The Blasey Ford book review was more philosophically and morally significant than I expected. It’s taken me all this time to put together the thoughts about it that JVL asked for. I suspect those thoughts are heavily influenced by re-reading, earlier that morning, “Who Goes Nazi?” by Dorothy Thompson in a 1941 issue of Harper’s Bazaar. Serendipitous 😊

I don’t want to quote the passages that affected me the most in the essay on Blasey Ford’s book since JVL wants readers to comment after reading it themselves, but I will say it sums up the disillusionment that happens all too often in this country when everything we’ve been taught to believe about character, justice, virtue, the nobility of public service, the rule of law, the seriousness of the principles and ideals of the Declaration on which our Constitution is founded, the gravity and necessity of service to those principles and ideals encompassed in the oath of office, and taking responsibility for our individual actions is dismissed as naivety and malice when trying to hold people to account, especially the powerful, rich and well-connected. This is not a benign outcome.

Why teach principles and virtues to anyone at all if our response is to call those that took them to heart naive in our calls to have them join us in our cynicism, acquiescence and surrender to humanity’s worst behaviors and instincts. Maybe that is why it arouses such passions - we know it is us and not they who have failed.

That Blasey Ford’s actions and motives were based on what she was taught reflected what we say we want, and her experience and the aftermath reflected what we actually do when given the test. How sad is it that the lessons she learned were to keep your mouth shut and tell others to do the same, juxtaposed with the lessons learned by those accused and their supporters, which appear to be none other than the same ego-driven focus on outward appearances. We collectively bear responsibility for both.
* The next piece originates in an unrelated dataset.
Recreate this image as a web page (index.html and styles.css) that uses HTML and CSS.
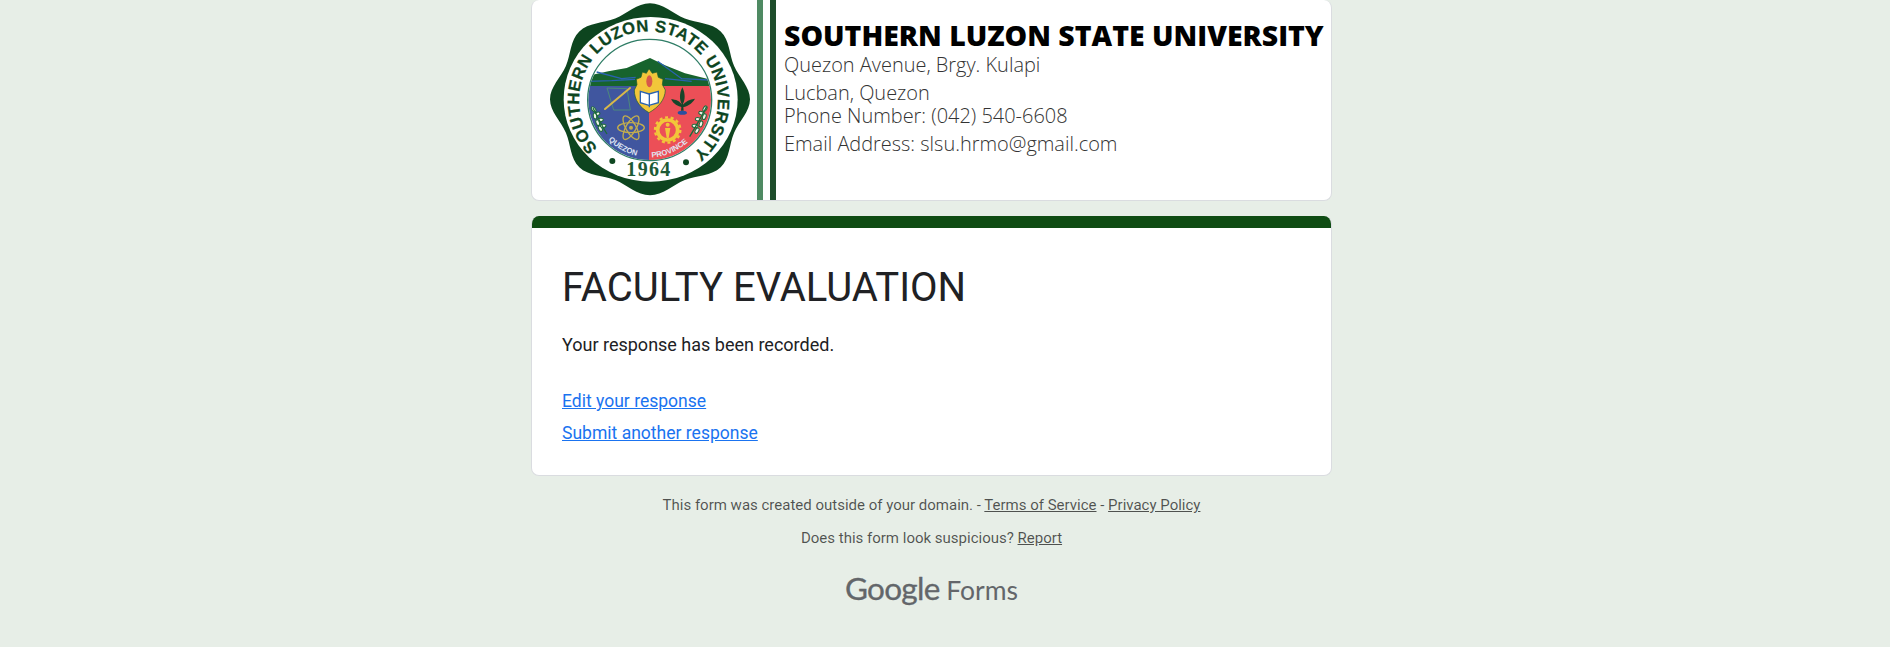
FILE: index.html
```html
<!DOCTYPE html>
<html lang="en">
<head>
    <meta charset="UTF-8">
    <meta name="viewport" content="width=device-width, initial-scale=1.0">
    <title>FACULTY EVALUATION</title>
    <link rel="stylesheet" href="styles.css">
</head>
<body>
    <div class="page">
        <header class="banner">
            <svg class="seal" viewBox="60 0 630 600" width="210" height="200" aria-label="University seal">
                <defs>
                    <clipPath id="shieldClip"><ellipse cx="374" cy="300" rx="184" ry="180"/></clipPath>
                    <path id="nameArc" d="M218 444 A208 208 0 1 1 496 468"/>
                    <path id="quezonArc" d="M250 420 A174 174 0 0 0 352 470"/>
                    <path id="provinceArc" d="M380 472 A172 172 0 0 0 502 412"/>
                    <ellipse id="leaf" rx="9" ry="5" fill="#eef3e8" stroke="#1c6b3a" stroke-width="3"/>
                </defs>
                <path class="seal-edge" transform="translate(375 298) scale(3 2.88)" d="M0 -100 C13 -100 22.8 -89.1 34.8 -84.1 C46.8 -79.1 61.5 -79.9 70.7 -70.7 C79.9 -61.5 79.1 -46.8 84.1 -34.8 C89.1 -22.8 100 -13 100 0 C100 13 89.1 22.8 84.1 34.8 C79.1 46.8 79.9 61.5 70.7 70.7 C61.5 79.9 46.8 79.1 34.8 84.1 C22.8 89.1 13 100 0 100 C-13 100 -22.8 89.1 -34.8 84.1 C-46.8 79.1 -61.5 79.9 -70.7 70.7 C-79.9 61.5 -79.1 46.8 -84.1 34.8 C-89.1 22.8 -100 13 -100 0 C-100 -13 -89.1 -22.8 -84.1 -34.8 C-79.1 -46.8 -79.9 -61.5 -70.7 -70.7 C-61.5 -79.9 -46.8 -79.1 -34.8 -84.1 C-22.8 -89.1 -13 -100 0 -100 Z"/>
                <ellipse cx="377" cy="298" rx="261" ry="247" fill="#fff"/>
                <text class="seal-name"><textPath href="#nameArc">SOUTHERN LUZON STATE UNIVERSITY</textPath></text>

                <g clip-path="url(#shieldClip)">
                    <rect x="180" y="110" width="390" height="150" fill="#fff"/>
                    <path fill="#17632d" d="M185 228 L250 214 L305 204 L375 174 L420 196 L480 220 L560 240 L560 262 L185 262 Z"/>
                    <path class="river" d="M215 216 L290 236 L332 232 M190 244 L260 242 L330 238"/>
                    <path class="river" d="M398 184 L470 236 L552 240 M420 236 L500 244"/>
                    <rect x="180" y="258" width="192" height="230" fill="#40569f"/>
                    <rect x="372" y="258" width="192" height="230" fill="#ec4f57"/>
                </g>
                <ellipse cx="374" cy="300" rx="186" ry="182" fill="none" stroke="#2f7d66" stroke-width="4"/>

                <!-- drafting tools -->
                <path d="M246 264 L306 266 L316 330 L266 330 Z" fill="none" stroke="#4d8a7a" stroke-width="3"/>
                <path d="M240 327 L315 264" stroke="#d9b84a" stroke-width="6" stroke-linecap="round"/>

                <!-- atom -->
                <g fill="none" stroke="#c2ad4e" stroke-width="4">
                    <ellipse cx="318" cy="383" rx="40" ry="15"/>
                    <ellipse cx="318" cy="383" rx="40" ry="15" transform="rotate(60 318 383)"/>
                    <ellipse cx="318" cy="383" rx="40" ry="15" transform="rotate(120 318 383)"/>
                </g>
                <circle cx="318" cy="383" r="6" fill="#c2ad4e"/>

                <!-- laurels -->
                <g>
                    <use href="#leaf" transform="translate(206 328) rotate(50)"/>
                    <use href="#leaf" transform="translate(216 342) rotate(-20)"/>
                    <use href="#leaf" transform="translate(210 348) rotate(80)"/>
                    <use href="#leaf" transform="translate(226 360) rotate(-10)"/>
                    <use href="#leaf" transform="translate(218 368) rotate(70)"/>
                    <use href="#leaf" transform="translate(234 378) rotate(-10)"/>
                    <use href="#leaf" transform="translate(226 386) rotate(60)"/>
                    <path d="M204 324 C218 350 232 380 246 402" fill="none" stroke="#1c6b3a" stroke-width="4"/>
                </g>
                <g>
                    <use href="#leaf" transform="translate(540 326) rotate(-60)"/>
                    <use href="#leaf" transform="translate(530 340) rotate(20)"/>
                    <use href="#leaf" transform="translate(538 350) rotate(-70)"/>
                    <use href="#leaf" transform="translate(520 358) rotate(10)"/>
                    <use href="#leaf" transform="translate(528 372) rotate(-70)"/>
                    <use href="#leaf" transform="translate(510 378) rotate(10)"/>
                    <use href="#leaf" transform="translate(516 392) rotate(-60)"/>
                    <path d="M545 320 C530 350 512 380 494 410" fill="none" stroke="#1c6b3a" stroke-width="4"/>
                </g>

                <!-- medallion -->
                <path fill="#f2c63a" stroke="#1c5a2d" stroke-width="2" d="M372 206 L382 220 L396 216 L400 232 L414 238 L412 254 L421 270 C420 300 400 322 372 338 C344 322 328 300 328 270 L336 254 L334 238 L348 232 L352 216 L364 220 Z"/>
                <ellipse cx="373" cy="244" rx="9" ry="18" fill="#d8584a"/>
                <path fill="#fff" stroke="#2a62b0" stroke-width="4" d="M346 274 L372 282 L400 274 L400 308 L372 316 L346 308 Z"/>
                <path d="M373 282 L373 322" stroke="#2a62b0" stroke-width="4"/>

                <!-- tree -->
                <path fill="#16452a" d="M472 262 C482 282 480 300 474 312 L476 332 L468 332 L470 312 C464 300 462 282 472 262 Z"/>
                <path fill="#16452a" d="M438 298 C452 298 466 304 472 316 C482 304 494 298 510 296 C500 312 486 320 472 322 C458 320 446 312 438 298 Z"/>
                <ellipse cx="472" cy="338" rx="14" ry="6" fill="#2a4f9e"/>

                <!-- gear -->
                <circle cx="428" cy="390" r="30" fill="none" stroke="#f2c63a" stroke-width="11"/>
                <circle cx="428" cy="390" r="38" fill="none" stroke="#f2c63a" stroke-width="7" stroke-dasharray="9 8"/>
                <circle cx="428" cy="374" r="6" fill="#f2c63a"/>
                <path d="M420 384 L436 384 L431 414 L425 414 Z" fill="#f2c63a"/>

                <text class="seal-place"><textPath href="#quezonArc">QUEZON</textPath></text>
                <text class="seal-place"><textPath href="#provinceArc">PROVINCE</textPath></text>

                <circle cx="262" cy="483" r="9" fill="#0f4721"/>
                <circle cx="483" cy="487" r="9" fill="#0f4721"/>
                <text class="seal-year" x="372" y="529">1964</text>
            </svg>
            <div class="stripes">
                <span class="stripe stripe-light"></span>
                <span class="stripe stripe-dark"></span>
            </div>
            <div class="banner-text">
                <h2 class="school">SOUTHERN LUZON STATE UNIVERSITY</h2>
                <p class="addr addr-1">Quezon Avenue, Brgy. Kulapi</p>
                <p class="addr addr-2">Lucban, Quezon</p>
                <p class="addr addr-3">Phone Number: (042) 540-6608</p>
                <p class="addr addr-4">Email Address: slsu.hrmo@gmail.com</p>
            </div>
        </header>

        <main class="card">
            <div class="card-band"></div>
            <div class="card-body">
                <h1 class="form-title">FACULTY EVALUATION</h1>
                <p class="confirm">Your response has been recorded.</p>
                <div class="links">
                    <a href="#">Edit your response</a>
                    <a href="#">Submit another response</a>
                </div>
            </div>
        </main>

        <footer class="foot">
            <p>This form was created outside of your domain. - <a href="#">Terms of Service</a> - <a href="#">Privacy Policy</a></p>
            <p>Does this form look suspicious? <a href="#">Report</a></p>
            <div class="brand"><span class="brand-g">Google</span> <span class="brand-f">Forms</span></div>
        </footer>
    </div>
</body>
</html>
```

FILE: styles.css
```css
html, body { margin: 0; padding: 0; }
body { background: #e7eee7; font-family: Roboto, sans-serif; color: #202124; overflow: hidden; }
.page { width: 801px; margin-left: 531px; }

.banner { display: flex; height: 201px; box-sizing: border-box; background: #fff; border: 1px solid #dadce0; border-top: 0; border-radius: 8px; overflow: hidden; }
.seal { flex: none; margin-left: 13px; }
.stripes { display: flex; flex: none; gap: 7px; margin-left: 2px; margin-right: 8px; }
.stripe { display: block; height: 100%; }
.stripe-light { width: 6px; background: #4f8a63; }
.stripe-dark { width: 6px; background: #1e4d2b; }
.banner-text { font-family: "Open Sans", sans-serif; color: #333; }
.school { margin: 17px 0 0; font-size: 28.45px; line-height: 36px; font-weight: 800; color: #000; white-space: nowrap; }
.addr { margin: 0; font-size: 19.95px; font-weight: 300; line-height: 28px; white-space: nowrap; }
.addr-1 { margin-top: -2px; }
.addr-3 { margin-top: -5px; }

.card { margin-top: 15px; height: 260px; box-sizing: border-box; background: #fff; border: 1px solid #dadce0; border-top: 0; border-radius: 8px; overflow: hidden; }
.card-band { height: 12px; margin: 0 -1px; background: #0f4c13; }
.card-body { padding: 36px 30px 0; }
.form-title { margin: 0; font-size: 40px; font-weight: 400; line-height: 48px; }
.confirm { margin: 21px 0 0; font-size: 18px; line-height: 24px; }
.links { margin-top: 32px; display: flex; flex-direction: column; gap: 8px; }
.links a { font-size: 17.55px; line-height: 24px; color: #1a73f0; }

.foot { margin-top: 19px; text-align: center; font-size: 15px; color: rgba(0, 0, 0, .66); }
.foot p { margin: 0 0 13px; line-height: 20px; }
.foot a { color: rgba(0, 0, 0, .66); }
.brand { margin-top: 22px; font-size: 26.5px; line-height: 36px; color: #63666a; white-space: nowrap; }
.brand-g { font-family: Lato, sans-serif; font-size: 31.5px; letter-spacing: -.7px; -webkit-text-stroke: .3px #63666a; }
.brand-f { font-family: Lato, sans-serif; }

.seal-edge { fill: #0d451f; }
.seal-name { font-family: "Liberation Sans", sans-serif; font-weight: 700; font-size: 50px; letter-spacing: 1.3px; fill: #0d451f; stroke: #0d451f; stroke-width: .8px; }
.seal-place { font-family: "Liberation Sans", sans-serif; font-weight: 700; font-size: 23px; fill: #dfe6f5; }
.seal-year { font-family: "Liberation Serif", serif; font-size: 60px; font-weight: 700; letter-spacing: 4px; text-anchor: middle; fill: #1d5a35; }
.river { fill: none; stroke: #2a62b0; stroke-width: 4; }
```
I ended up seeing it as a cautionary tale of assuming that your motives and the motives of your defenders or attackers align - the necessity for radical self protection and self reflection on the fact that larger forces than yourself may sometimes be at work and that people will use you for their own ends. Being true to yourself may require a rejection of efforts by those who claim to speak on your behalf and independent self reflection and actions on how you respond to them. That goes for not just Blasey Ford but Kavanaugh, too. Alas, as with most things, the televised political stage at the moment is not one of sobered inquiry and a search for truth or justice. Perhaps it was always so but that’s not a cause for resignation and acceptance, much less celebration.

The whys of how we decide who is and is not worthy of mercy and redemption or the withholding of it is also interesting and one we must answer for ourselves. We, each of us, are ultimately to blame because we don’t demand better and we refuse to plumb the depths of our own character and motives in our desire to “win” - simply reduce people to tools to be used for our own ends and discarded when their use to us is through. We shunt that responsibility onto those individuals with throw away statements like “what else did they expect?”

The biggest reflection? Whether it’s #MeToo Jan 6, white collar crime, Whistleblowers, Ethics Committees and more. When politics and business are the subject and accountability is the topic, all of a sudden morals and virtues are given a get out of jail free card. Culture may bubble up from the bottom but it is modeled on behavior from the top.